Sunday, December 20, 2009

Life After Workshop

I want to talk today about writer’s groups. No, not writer’s workshops. I’m talking about non-academic, not-for-university-credit, voluntary writer’s groups. I’ve recently gotten involved with one of these writer’s groups. Being a recent MFA graduate, it’s hard for me not to compare this other sort of writer’s group to the traditional grad school workshop, and I have to say, I find this sort of group immensely more useful.

Here’s the thing: the group of writers that I’m involved with is a group of people whose opinions and work I respect in a different way than the general respect I would give to everybody in a workshop setting. Sure, you should value any feedback that anybody gives you – feedback is precious and no matter who offers it, and no matter why, you should listen to it with an open mind – but feedback coming from people who write and read in similar styles to your own is, let’s face it, much more useful than feedback from people who would never read the sort of thing that you write unless they had to . . . for workshop.

Also important is how much you personally like the sort of writing that the other writers in your group do. If you’re not a particular writer’s audience, if he or she is doing things in his or her own work that would never interest you as a reader, that person’s feedback might not be as useful to you as another writer who is actually writing the sort of thing you would read in the real world.

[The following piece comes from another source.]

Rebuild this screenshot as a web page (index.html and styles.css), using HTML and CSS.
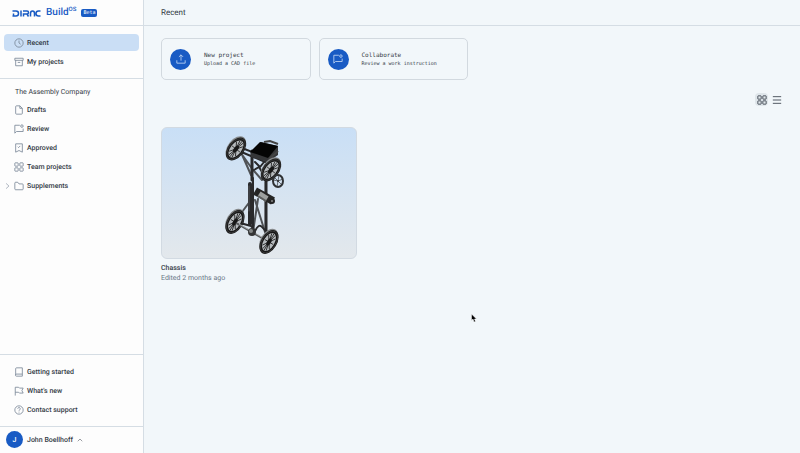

There’s a lot to be said for starting your own group peopled with writers whose work and tastes match your own, and there are other advantages besides the audience issue, too. My writer’s group spent our first meeting discussing how we want to run each session. Rather than having a professor decide for the entire group how each session will be run, how much work each person can submit, and what sort of feedback the writers can give each other, we worked these things our for ourselves. The result is that our discussions are much more efficient because they are tailored to our own specific needs.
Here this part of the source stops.